On the other hand (regexp approach) you could use a runtime field to extract the tokens that match your regexp in a keyword field, and run a terms aggregation on this field, which is pretty straightforward.

By matched token I mean if "THE PINK PANTHER" has tokens [THE, PINK, PANTHER], and query being P.NK, the matched token would be PINK. That is, when utilizing a whitespace tokenizer.

"On the other hand (regexp approach) you could use a runtime field to extract the tokens that match your regexp in a keyword field, and run a terms aggregation on this field, which is pretty straightforward."

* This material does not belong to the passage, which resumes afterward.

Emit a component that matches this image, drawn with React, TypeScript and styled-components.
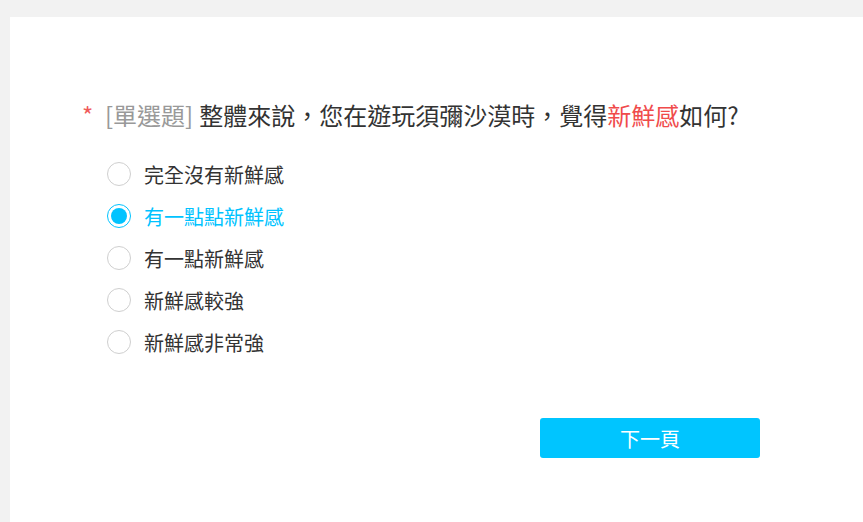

Haven't ever done something like this. Any tips for relevant documentation about using this runtime field, and running terms aggregation on it?

First, you can read this blog post as an introduction Getting started with runtime fields, Elastic’s implementation of schema on read | Elastic Blog . Especially the first part, where a runtime field is declared inside a _search request. If the runtime field is of type keyword , then it can be used in a terms aggregation, as any keyword field from your mapping.

In the following example, I have a author field, possibly multi-valued, which can contain values like
"THE PINK PANTHER"
"PUNK BAND"
"STEVE PINK"
I have added "fielddata": true in the mapping for this text field, as an optimization. It is more efficient as it enables the script to get data from doc_values, but you can also use data from the _source (for ref: Map a runtime field | Elasticsearch Guide [8.2] | Elastic).
The following query should do (more or less) what you want:

GET myindex/_search
{
  "runtime_mappings": {
    "toto": {
      "type": "keyword",
      "script": {
        "source": """
        List authors = doc['authors'];
        for (String s : authors)
        {
          def m = /p.nk/.matcher(s);
          if (m.find())
          emit (m.group());
        }
        """
      }
    }
  },
  "aggs": {
    "nom": {
      "terms": {
        "field": "toto",
        "size": 10
      }
    }
  }
}

This topic was automatically closed 28 days after the last reply. New replies are no longer allowed.